**Your task:**
Work out how many lines hold the string "components". The answer is a single number, nothing more.

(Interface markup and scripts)

_ _ _ _

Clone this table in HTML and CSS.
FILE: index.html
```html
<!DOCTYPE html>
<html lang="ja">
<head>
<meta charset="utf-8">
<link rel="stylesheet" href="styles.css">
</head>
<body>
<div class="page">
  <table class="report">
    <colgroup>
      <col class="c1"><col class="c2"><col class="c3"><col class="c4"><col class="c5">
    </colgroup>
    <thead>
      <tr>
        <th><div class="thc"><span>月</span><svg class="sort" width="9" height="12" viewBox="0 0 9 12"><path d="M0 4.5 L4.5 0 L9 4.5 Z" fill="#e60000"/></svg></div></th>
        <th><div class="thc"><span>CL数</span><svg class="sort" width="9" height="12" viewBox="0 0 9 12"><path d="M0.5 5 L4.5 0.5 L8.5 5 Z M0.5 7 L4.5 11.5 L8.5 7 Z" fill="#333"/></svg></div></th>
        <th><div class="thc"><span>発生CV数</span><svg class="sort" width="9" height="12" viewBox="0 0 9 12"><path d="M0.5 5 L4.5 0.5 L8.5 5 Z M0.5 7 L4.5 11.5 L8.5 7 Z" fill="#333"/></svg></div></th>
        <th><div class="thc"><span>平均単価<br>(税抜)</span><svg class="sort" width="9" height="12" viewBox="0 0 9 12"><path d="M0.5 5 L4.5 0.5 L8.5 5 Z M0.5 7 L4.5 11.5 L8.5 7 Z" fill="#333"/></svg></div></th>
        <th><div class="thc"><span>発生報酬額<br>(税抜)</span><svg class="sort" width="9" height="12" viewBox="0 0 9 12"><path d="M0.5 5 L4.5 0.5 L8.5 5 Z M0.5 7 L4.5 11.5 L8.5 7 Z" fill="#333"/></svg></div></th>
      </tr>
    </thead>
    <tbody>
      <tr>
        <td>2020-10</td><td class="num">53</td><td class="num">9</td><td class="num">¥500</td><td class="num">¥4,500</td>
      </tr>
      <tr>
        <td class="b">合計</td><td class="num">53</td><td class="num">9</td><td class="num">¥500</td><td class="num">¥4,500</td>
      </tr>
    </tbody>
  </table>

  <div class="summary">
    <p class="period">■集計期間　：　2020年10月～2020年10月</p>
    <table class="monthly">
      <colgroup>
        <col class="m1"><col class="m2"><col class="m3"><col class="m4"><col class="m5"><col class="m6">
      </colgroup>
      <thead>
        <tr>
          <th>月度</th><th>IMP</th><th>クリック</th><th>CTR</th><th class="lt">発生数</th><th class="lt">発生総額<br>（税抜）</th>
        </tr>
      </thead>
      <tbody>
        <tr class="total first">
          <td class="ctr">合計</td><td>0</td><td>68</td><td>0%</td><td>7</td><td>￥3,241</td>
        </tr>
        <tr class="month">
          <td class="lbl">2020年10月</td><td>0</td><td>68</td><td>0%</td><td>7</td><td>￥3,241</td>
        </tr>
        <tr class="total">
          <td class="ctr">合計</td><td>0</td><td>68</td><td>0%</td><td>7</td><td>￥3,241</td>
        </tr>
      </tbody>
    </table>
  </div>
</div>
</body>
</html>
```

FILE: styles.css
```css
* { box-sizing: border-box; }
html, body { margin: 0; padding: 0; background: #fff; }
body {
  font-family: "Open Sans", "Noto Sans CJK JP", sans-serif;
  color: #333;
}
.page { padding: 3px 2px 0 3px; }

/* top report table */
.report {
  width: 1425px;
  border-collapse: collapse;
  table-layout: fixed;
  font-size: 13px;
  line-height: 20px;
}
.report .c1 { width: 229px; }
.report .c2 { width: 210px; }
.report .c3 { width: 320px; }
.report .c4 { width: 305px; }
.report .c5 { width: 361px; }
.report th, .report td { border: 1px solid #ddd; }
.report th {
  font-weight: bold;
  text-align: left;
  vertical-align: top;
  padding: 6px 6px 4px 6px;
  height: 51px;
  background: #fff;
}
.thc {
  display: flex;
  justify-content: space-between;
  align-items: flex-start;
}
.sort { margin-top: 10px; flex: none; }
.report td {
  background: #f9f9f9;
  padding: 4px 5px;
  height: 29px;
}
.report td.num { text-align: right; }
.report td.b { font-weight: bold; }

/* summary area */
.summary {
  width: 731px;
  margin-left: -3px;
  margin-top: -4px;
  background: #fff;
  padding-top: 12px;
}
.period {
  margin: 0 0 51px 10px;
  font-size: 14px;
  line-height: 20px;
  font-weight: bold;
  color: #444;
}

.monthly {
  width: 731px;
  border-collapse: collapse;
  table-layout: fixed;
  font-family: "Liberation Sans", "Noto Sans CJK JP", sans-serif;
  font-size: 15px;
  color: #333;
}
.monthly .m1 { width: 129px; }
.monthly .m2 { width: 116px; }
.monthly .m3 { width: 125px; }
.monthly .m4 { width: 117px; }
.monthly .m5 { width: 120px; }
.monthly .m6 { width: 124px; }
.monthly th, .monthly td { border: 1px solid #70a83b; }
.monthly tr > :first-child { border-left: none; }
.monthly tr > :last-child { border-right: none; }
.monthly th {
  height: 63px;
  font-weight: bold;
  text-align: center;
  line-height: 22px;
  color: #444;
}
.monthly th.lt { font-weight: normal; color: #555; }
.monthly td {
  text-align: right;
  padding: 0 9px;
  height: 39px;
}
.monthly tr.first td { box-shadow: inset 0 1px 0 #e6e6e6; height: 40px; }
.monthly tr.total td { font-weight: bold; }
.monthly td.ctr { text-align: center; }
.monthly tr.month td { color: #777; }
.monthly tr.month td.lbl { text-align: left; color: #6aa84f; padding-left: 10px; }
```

_ _ _ _

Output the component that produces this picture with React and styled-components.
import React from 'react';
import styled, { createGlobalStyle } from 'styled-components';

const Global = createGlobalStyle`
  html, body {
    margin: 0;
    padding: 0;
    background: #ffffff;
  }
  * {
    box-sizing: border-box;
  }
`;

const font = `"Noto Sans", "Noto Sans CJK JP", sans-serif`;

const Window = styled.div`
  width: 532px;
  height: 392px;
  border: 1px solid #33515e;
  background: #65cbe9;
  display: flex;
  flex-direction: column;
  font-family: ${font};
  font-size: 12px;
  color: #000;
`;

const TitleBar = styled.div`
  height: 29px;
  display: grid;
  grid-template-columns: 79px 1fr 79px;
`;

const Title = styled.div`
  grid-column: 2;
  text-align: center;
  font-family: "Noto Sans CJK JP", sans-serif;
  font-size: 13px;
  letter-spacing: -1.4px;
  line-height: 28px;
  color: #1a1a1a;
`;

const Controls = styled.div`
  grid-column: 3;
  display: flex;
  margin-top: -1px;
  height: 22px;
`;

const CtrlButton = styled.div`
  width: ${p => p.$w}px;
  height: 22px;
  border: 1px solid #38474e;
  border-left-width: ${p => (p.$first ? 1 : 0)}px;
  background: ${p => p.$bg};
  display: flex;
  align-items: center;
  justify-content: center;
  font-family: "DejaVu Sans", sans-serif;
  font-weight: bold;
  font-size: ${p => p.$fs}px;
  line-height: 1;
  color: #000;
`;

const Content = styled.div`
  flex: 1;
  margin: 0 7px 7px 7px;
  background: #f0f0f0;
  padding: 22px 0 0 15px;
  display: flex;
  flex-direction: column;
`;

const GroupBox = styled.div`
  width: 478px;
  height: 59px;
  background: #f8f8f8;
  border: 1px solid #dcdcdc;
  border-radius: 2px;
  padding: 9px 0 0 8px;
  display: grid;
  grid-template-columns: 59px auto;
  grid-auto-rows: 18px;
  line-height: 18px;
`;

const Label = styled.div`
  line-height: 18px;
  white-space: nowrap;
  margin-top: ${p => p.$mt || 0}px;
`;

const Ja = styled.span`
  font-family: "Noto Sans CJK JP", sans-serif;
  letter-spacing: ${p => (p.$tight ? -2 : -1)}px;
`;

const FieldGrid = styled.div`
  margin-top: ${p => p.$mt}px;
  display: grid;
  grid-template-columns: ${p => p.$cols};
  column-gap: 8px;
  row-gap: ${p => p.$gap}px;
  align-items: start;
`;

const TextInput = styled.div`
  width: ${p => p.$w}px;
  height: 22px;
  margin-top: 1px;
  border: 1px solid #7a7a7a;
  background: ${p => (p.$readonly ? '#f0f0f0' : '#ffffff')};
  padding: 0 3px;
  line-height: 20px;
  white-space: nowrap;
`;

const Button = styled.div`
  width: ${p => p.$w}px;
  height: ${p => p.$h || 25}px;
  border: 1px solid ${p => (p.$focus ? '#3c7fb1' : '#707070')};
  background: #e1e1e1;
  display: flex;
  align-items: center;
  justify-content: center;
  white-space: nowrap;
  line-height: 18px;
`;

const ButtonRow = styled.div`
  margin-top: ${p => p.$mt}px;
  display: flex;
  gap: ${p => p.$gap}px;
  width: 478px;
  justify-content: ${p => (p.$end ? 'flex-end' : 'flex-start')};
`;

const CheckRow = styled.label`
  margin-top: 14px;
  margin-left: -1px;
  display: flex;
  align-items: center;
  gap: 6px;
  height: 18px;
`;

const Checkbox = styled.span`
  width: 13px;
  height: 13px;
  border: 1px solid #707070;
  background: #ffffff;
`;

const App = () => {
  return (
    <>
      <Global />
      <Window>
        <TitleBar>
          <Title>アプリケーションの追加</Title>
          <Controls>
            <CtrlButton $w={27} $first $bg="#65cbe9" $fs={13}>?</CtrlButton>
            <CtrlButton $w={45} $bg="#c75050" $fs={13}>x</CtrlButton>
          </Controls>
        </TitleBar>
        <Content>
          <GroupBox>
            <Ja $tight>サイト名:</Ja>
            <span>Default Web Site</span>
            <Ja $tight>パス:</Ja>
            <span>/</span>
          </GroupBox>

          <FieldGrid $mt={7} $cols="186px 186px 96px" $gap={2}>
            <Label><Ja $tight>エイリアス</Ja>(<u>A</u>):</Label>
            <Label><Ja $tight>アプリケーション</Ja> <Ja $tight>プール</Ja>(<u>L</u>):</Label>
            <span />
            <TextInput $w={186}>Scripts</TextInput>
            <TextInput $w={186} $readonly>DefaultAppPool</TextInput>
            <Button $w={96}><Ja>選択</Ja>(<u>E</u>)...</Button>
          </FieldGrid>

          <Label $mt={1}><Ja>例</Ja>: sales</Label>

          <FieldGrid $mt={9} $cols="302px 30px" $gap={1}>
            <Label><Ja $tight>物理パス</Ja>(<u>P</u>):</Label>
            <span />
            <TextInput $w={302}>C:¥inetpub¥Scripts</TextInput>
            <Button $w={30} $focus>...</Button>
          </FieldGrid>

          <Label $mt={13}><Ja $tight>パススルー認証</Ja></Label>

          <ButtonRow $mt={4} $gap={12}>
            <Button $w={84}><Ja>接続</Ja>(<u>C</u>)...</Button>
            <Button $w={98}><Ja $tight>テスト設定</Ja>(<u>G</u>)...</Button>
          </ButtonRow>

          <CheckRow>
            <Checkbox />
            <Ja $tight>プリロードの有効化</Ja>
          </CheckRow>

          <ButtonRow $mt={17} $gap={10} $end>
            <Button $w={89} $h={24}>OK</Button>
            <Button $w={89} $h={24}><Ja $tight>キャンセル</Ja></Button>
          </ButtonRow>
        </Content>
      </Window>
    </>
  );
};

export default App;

_ _ _ _

**Result of this task:**
2